## BEGIN
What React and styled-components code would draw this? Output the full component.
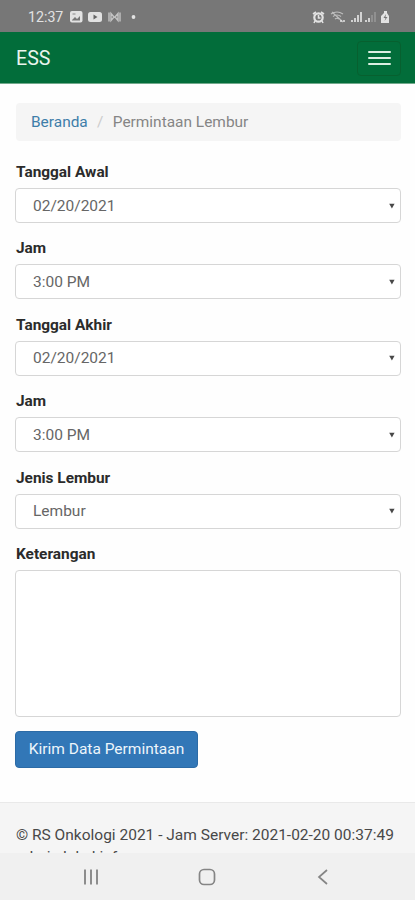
import React from "react";
import styled, { createGlobalStyle } from "styled-components";

const Global = createGlobalStyle`
  * { box-sizing: border-box; }
  body { margin: 0; background: #fff; font-family: Roboto, "Liberation Sans", sans-serif; }
`;
const Screen = styled.div`
  width: 100%; height: 900px; display: flex; flex-direction: column; overflow: hidden; background: #fefefe;
`;
const StatusBar = styled.header`
  height: 32px; flex: none; background: #777; display: flex; justify-content: space-between;
  align-items: center; padding: 1px 25px 0 28px; color: #e2e2e2;
`;
const Clock = styled.span`
  font-size: 14.2px; line-height: 16px; width: 42px; white-space: nowrap;
`;
const Icons = styled.div`display: flex; align-items: center;`;
const Navbar = styled.nav`
  height: 52px; flex: none; background: #026d3a; border-bottom: 1px solid #71a98b; display: flex;
  align-items: center; justify-content: space-between; padding: 1px 14px 0 16px;
`;
const Brand = styled.span`color: #e9f5ed; font-size: 19.6px; line-height: 24px; padding-top: 1px;`;
const MenuButton = styled.button`
  width: 44px; height: 35px; padding: 0; border: 1px solid #07602f; border-radius: 4px;
  background: transparent; display: flex; flex-direction: column; gap: 4px; align-items: center; justify-content: center;
`;
const Bar = styled.span`width: 23px; height: 2px; border-radius: 1px; background: #dcefe2;`;
const Main = styled.main`
  height: 718px; flex: none; padding: 19px 14px 0 15px; display: flex; flex-direction: column; align-items: stretch;
`;
const Breadcrumb = styled.div`
  height: 38px; flex: none; margin-left: 1px; background: #f5f5f5; border-radius: 4px; display: flex; align-items: center;
  padding-left: 15px; font-size: 15.45px; color: #858585; margin-bottom: 22px; white-space: nowrap;
`;
const Link = styled.a`color: #3e7ea9;`;
const Slash = styled.span`color: #ccc; width: 25px; text-align: center;`;
const Field = styled.div`height: 76.4px; flex: none;`;
const Label = styled.label`
  display: block; height: 25px; padding-left: 1px; font-size: 15.4px; line-height: 19px; font-weight: 700; color: #2b2b2b;
`;
const Select = styled.div`
  height: 35px; border: 1px solid #d6d6d6; border-radius: 4px; background: #fff; display: flex; align-items: center;
  justify-content: space-between; padding: 0 5px 0 17px; font-size: 15.5px; color: #666;
`;
const TextArea = styled.textarea`
  display: block; width: 100%; height: 147px; flex: none; border: 1px solid #d6d6d6; border-radius: 4px;
  background: #fff; resize: none; outline: none;
`;
const Submit = styled.button`
  width: 183px; height: 37px; margin-top: 14px; border: 1px solid #2c6ba6; border-radius: 4px; background: #3277b7;
  color: #edf5fb; font: 15.5px Roboto, sans-serif; padding: 0; white-space: nowrap;
`;
const Footer = styled.footer`
  height: 51px; flex: none; overflow: hidden; background: #f5f5f5; border-top: 1px solid #e9e9e9;
  padding: 21px 0 0 16px; font-size: 15.5px; line-height: 22px; color: #484848; white-space: nowrap;
`;
const Line = styled.div`height: 22px; line-height: 22px;`;
const SystemNav = styled.nav`
  flex: 1; background: #f0f0f0; display: grid; grid-template-columns: 116px 116px 116px; justify-content: center;
  justify-items: center; align-items: center; padding-right: 1px; svg { display: block; }
`;

const fields = [
  ["Tanggal Awal", "02/20/2021"],
  ["Jam", "3:00 PM"],
  ["Tanggal Akhir", "02/20/2021"],
  ["Jam", "3:00 PM"],
  ["Jenis Lembur", "Lembur"],
];

function Notifications() {
  return (
    <svg width="68" height="14" viewBox="0 0 68 14" fill="#e2e2e2">
      <rect x="0" y="1" width="12.5" height="11.5" rx="2" />
      <path d="M2 10l3-3 2 2 3-3v4.5H2z" fill="#777" />
      <path d="M2.5 4h3" stroke="#888" />
      <rect x="18" y="2" width="14" height="10" rx="2.5" />
      <path d="M23.5 4.5v5l4-2.5z" fill="#666" />
      <path d="M39 2.5v9M50 2.5v9M41 3.5l3 3.5-3 3.5zM48 3.5L45 7l3 3.5z" stroke="#c4c4c4" strokeWidth="1.4" fill="none" />
      <circle cx="63.5" cy="7" r="1.9" />
    </svg>
  );
}

function DeviceStatus() {
  return (
    <svg width="79" height="14" viewBox="0 0 79 14" fill="none" stroke="#e2e2e2">
      <circle cx="7.5" cy="7.5" r="4.2" strokeWidth="2.2" />
      <path d="M2 4l3-2M10 2l3 2M7.5 5v3h2M4 11l-1 2M11 11l1 2" strokeWidth="1.6" />
      <path d="M20 4q6-4 12 0M22 6.5q4-3 8 0M24 9q2-1.5 4 0M21 2l11 10" stroke="#bebebe" strokeWidth="1.2" />
      <path d="M30 12v-2M33 12v-2" strokeWidth="1.5" />
      <path d="M41 12v-2M44 12V8M47 12V5M50 12V2M55 12v-2M58 12V8" strokeWidth="1.7" />
      <path d="M61 12V5M64 12V2" stroke="#999" strokeWidth="1.5" />
      <path d="M73 1h3v2l2 3v7h-8V6l3-3z" fill="#e2e2e2" stroke="none" />
      <path d="M75 4l-2.5 4h2l-1 3 3-4h-2z" fill="#777" stroke="none" />
    </svg>
  );
}

function Caret() {
  return <svg width="6" height="6" viewBox="0 0 6 6"><path d="M.2 .7h5.4L2.9 5.5z" fill="#484848" /></svg>;
}

export default function App() {
  return (
    <Screen>
      <Global />
      <StatusBar>
        <Icons><Clock>12:37</Clock><Notifications /></Icons>
        <DeviceStatus />
      </StatusBar>
      <Navbar>
        <Brand>ESS</Brand>
        <MenuButton aria-label="Menu"><Bar /><Bar /><Bar /></MenuButton>
      </Navbar>
      <Main>
        <Breadcrumb><Link>Beranda</Link><Slash>/</Slash><span>Permintaan Lembur</span></Breadcrumb>
        {fields.map(([label, value], i) => (
          <Field key={i}>
            <Label>{label}</Label>
            <Select><span>{value}</span><Caret /></Select>
          </Field>
        ))}
        <Label as="div">Keterangan</Label>
        <TextArea aria-label="Keterangan" />
        <Submit>Kirim Data Permintaan</Submit>
      </Main>
      <Footer>
        <Line>© RS Onkologi 2021 - Jam Server: 2021-02-20 00:37:49</Line>
        <Line>admin lokal info</Line>
      </Footer>
      <SystemNav>
        <svg width="18" height="18" viewBox="0 0 18 18" stroke="#8d8d8d" strokeWidth="2"><path d="M3 1.5v15M9 1.5v15M15 1.5v15" /></svg>
        <svg width="18" height="18" viewBox="0 0 18 18" fill="none" stroke="#858585" strokeWidth="1.7"><rect x="1.5" y="1.5" width="15" height="15" rx="4.5" /></svg>
        <svg width="18" height="18" viewBox="0 0 18 18" fill="none" stroke="#858585" strokeWidth="1.7"><path d="M13 2L5 9l8 7" /></svg>
      </SystemNav>
    </Screen>
  );
}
## END
**Aim**
From the listing above, find the number of lines with the word "React" in them. Answer with the number only.

**Complete response**
2